Andi invited me to go to his new house in Wanaka which was under renovation. I met his wife Ellen who was busy sewing curtains. On the walls of the house, I could see framed photographs from the couple’s past travels. The photos were taken by Ellen. She was very talented and her photos put “wowww” on my lips.
The couple was in a rush to rent the house for Christmas holidays. I helped them to fix the curtain and the bedspread. By late afternoon, we went back to their house in Albert Town.
20th Dec 2017, ALBERT TOWN
I rest another day here. My hosts went out to Queenstown to do some shopping for the new house. They invited me to come along but I rejected politely as I need to study my upcoming route. I promised them that I will cook for dinner today. We had dinner of nasi lemak with chicken rendang and anchovies sambal. They loved it. It was a simple yet lovely dinner at the couple’s patio. We exchanged stories about our rides. Andi and Ellen rode North and South America for 3 and a half years. Amazing, isnt it?

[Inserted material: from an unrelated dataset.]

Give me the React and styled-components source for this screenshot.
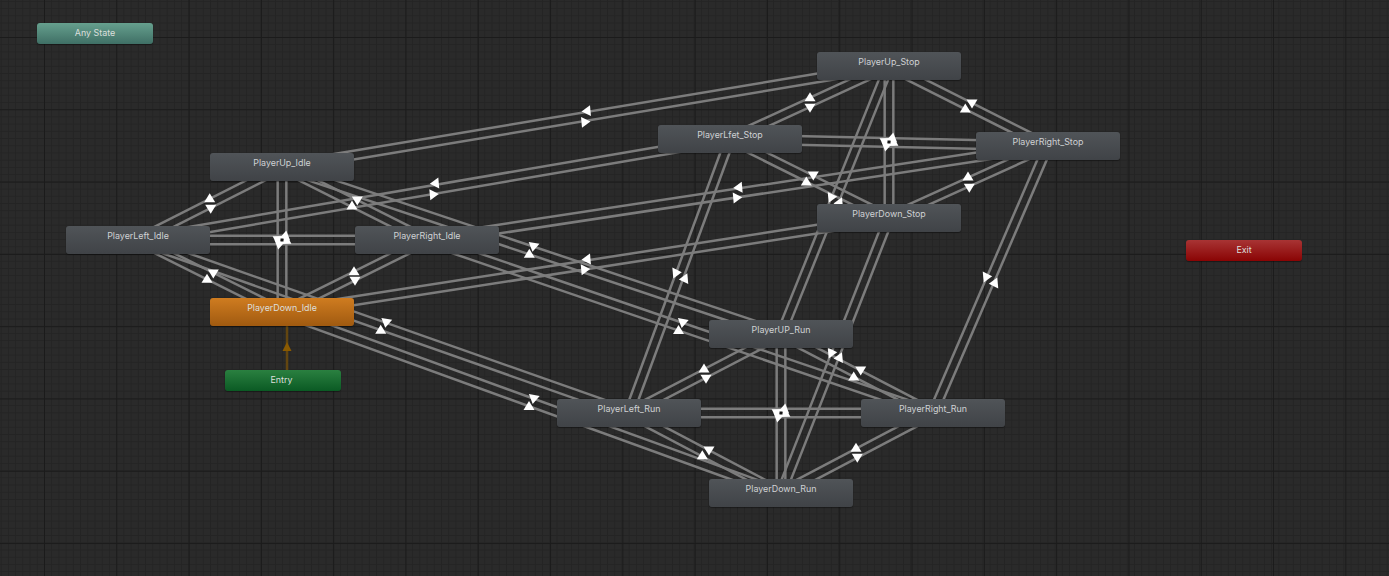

After dinner, Andi helped me with my bike maintenance :)
21st Dec 2017, ALBERT TOWN - FRANZ JOSEF - HOKITIKA - LAKE MAHINAPUA
I said thanks to my hosts and left in the morning. I had a long way to go today and a few sightseeing stops to do. Not long after leaving Albert Town, I felt strong wind again especially at Lake Hawea. Black clouds started to accumulate in the sky and very soon, droplets of rainfall from above.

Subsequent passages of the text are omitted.